— Start Record extracts —

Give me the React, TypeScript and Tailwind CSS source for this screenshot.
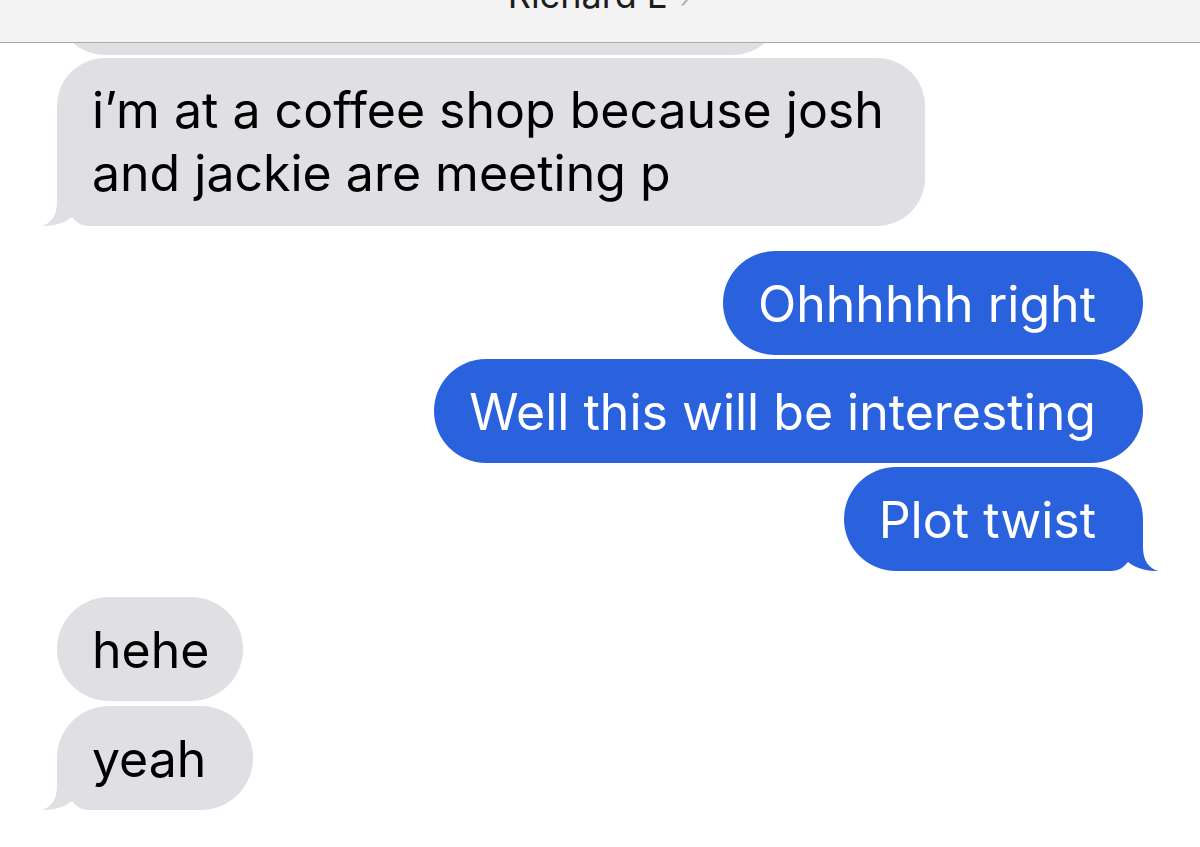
import React from "react";

const font = { fontFamily: "Inter, 'Noto Sans', sans-serif" };

function Tail({ side, color }: { side: "left" | "right"; color: string }) {
  // drawn for the right side, mirrored for the left; covers the bubble corner
  return (
    <svg
      width="67"
      height="52"
      viewBox="0 0 67 52"
      className={
        side === "right"
          ? "absolute bottom-0 right-[-15px]"
          : "absolute bottom-0 left-[-15px] -scale-x-100"
      }
    >
      <path
        d="M0 0 H52 V28 C52 42 58 49 67 52 C59 52.5 45 50 37 43 C33 48 28 52 20 52 H0 Z"
        fill={color}
      />
    </svg>
  );
}

function Bubble({
  text,
  me,
  tail,
  className = "",
}: {
  text: React.ReactNode;
  me?: boolean;
  tail?: boolean;
  className?: string;
}) {
  return (
    <div
      className={
        "relative pl-[35px] pr-[47px] text-[50px] leading-[63px] " +
        (me
          ? "self-end bg-[#2a62de] text-white "
          : "self-start bg-[#e0e0e4] text-black ") +
        className
      }
    >
      <span className="relative z-10 whitespace-nowrap">{text}</span>
      {tail && <Tail side={me ? "right" : "left"} color={me ? "#2a62de" : "#e0e0e4"} />}
    </div>
  );
}

export default function App() {
  return (
    <main
      className="relative w-full h-[847px] overflow-hidden bg-white"
      style={font}
    >
      <header className="absolute top-0 left-0 right-0 z-20 h-[43px] overflow-hidden border-b border-[#a9a9a9] bg-[#f3f3f3]/95 flex justify-center">
        <div className="-mt-[23px] h-[36px] leading-[36px] text-[36px] text-[#1c1c1c] flex gap-3">
          <span>Richard L</span>
          <span className="text-[#b5b5b5] font-light">›</span>
        </div>
      </header>

      <div className="flex flex-col px-[57px] -mt-[113px]">
        <div className="self-start w-[724px] h-[168px] rounded-[48px] bg-[#e0e0e4]" />

        <Bubble
          className="mt-[3px] w-[868px] pt-[21px] pb-[21px] rounded-[48px]"
          text={
            <>
              i’m at a coffee shop because josh
              <br />
              and jackie are meeting p
            </>
          }
          tail
        />

        <Bubble me className="mt-[25px] pt-[22px] pb-[19px] rounded-[52px]" text="Ohhhhhh right" />
        <Bubble me className="mt-[4px] pt-[22px] pb-[19px] rounded-[52px]" text="Well this will be interesting" />
        <Bubble me tail className="mt-[4px] pt-[22px] pb-[19px] rounded-[52px]" text="Plot twist" />

        <Bubble className="mt-[26px] w-[186px] pt-[22px] pb-[19px] rounded-[52px]" text="hehe" />
        <Bubble tail className="mt-[5px] pt-[22px] pb-[19px] rounded-[52px]" text="yeah" />
      </div>
    </main>
  );
}
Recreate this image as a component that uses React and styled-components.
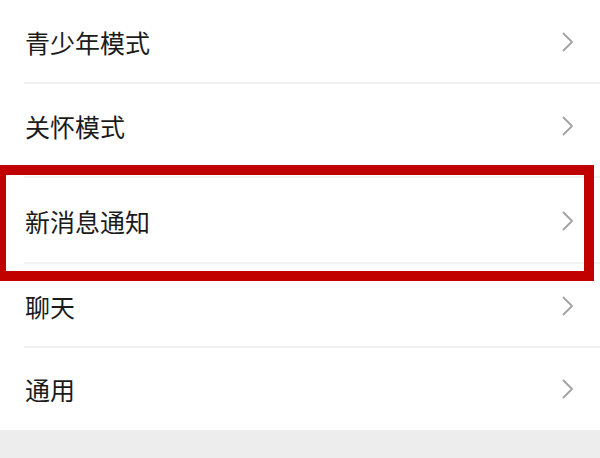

— End Record extracts —

Instruction:
Above are records to transcribe exactly; leave their pictures out.

Answer for this exercise:
Give me the React, TypeScript and Tailwind CSS source for this screenshot.
import React from "react";

const font = { fontFamily: "Inter, 'Noto Sans', sans-serif" };

function Tail({ side, color }: { side: "left" | "right"; color: string }) {
  // drawn for the right side, mirrored for the left; covers the bubble corner
  return (
    <svg
      width="67"
      height="52"
      viewBox="0 0 67 52"
      className={
        side === "right"
          ? "absolute bottom-0 right-[-15px]"
          : "absolute bottom-0 left-[-15px] -scale-x-100"
      }
    >
      <path
        d="M0 0 H52 V28 C52 42 58 49 67 52 C59 52.5 45 50 37 43 C33 48 28 52 20 52 H0 Z"
        fill={color}
      />
    </svg>
  );
}

function Bubble({
  text,
  me,
  tail,
  className = "",
}: {
  text: React.ReactNode;
  me?: boolean;
  tail?: boolean;
  className?: string;
}) {
  return (
    <div
      className={
        "relative pl-[35px] pr-[47px] text-[50px] leading-[63px] " +
        (me
          ? "self-end bg-[#2a62de] text-white "
          : "self-start bg-[#e0e0e4] text-black ") +
        className
      }
    >
      <span className="relative z-10 whitespace-nowrap">{text}</span>
      {tail && <Tail side={me ? "right" : "left"} color={me ? "#2a62de" : "#e0e0e4"} />}
    </div>
  );
}

export default function App() {
  return (
    <main
      className="relative w-full h-[847px] overflow-hidden bg-white"
      style={font}
    >
      <header className="absolute top-0 left-0 right-0 z-20 h-[43px] overflow-hidden border-b border-[#a9a9a9] bg-[#f3f3f3]/95 flex justify-center">
        <div className="-mt-[23px] h-[36px] leading-[36px] text-[36px] text-[#1c1c1c] flex gap-3">
          <span>Richard L</span>
          <span className="text-[#b5b5b5] font-light">›</span>
        </div>
      </header>

      <div className="flex flex-col px-[57px] -mt-[113px]">
        <div className="self-start w-[724px] h-[168px] rounded-[48px] bg-[#e0e0e4]" />

        <Bubble
          className="mt-[3px] w-[868px] pt-[21px] pb-[21px] rounded-[48px]"
          text={
            <>
              i’m at a coffee shop because josh
              <br />
              and jackie are meeting p
            </>
          }
          tail
        />

        <Bubble me className="mt-[25px] pt-[22px] pb-[19px] rounded-[52px]" text="Ohhhhhh right" />
        <Bubble me className="mt-[4px] pt-[22px] pb-[19px] rounded-[52px]" text="Well this will be interesting" />
        <Bubble me tail className="mt-[4px] pt-[22px] pb-[19px] rounded-[52px]" text="Plot twist" />

        <Bubble className="mt-[26px] w-[186px] pt-[22px] pb-[19px] rounded-[52px]" text="hehe" />
        <Bubble tail className="mt-[5px] pt-[22px] pb-[19px] rounded-[52px]" text="yeah" />
      </div>
    </main>
  );
}
Recreate this image as a component that uses React and styled-components.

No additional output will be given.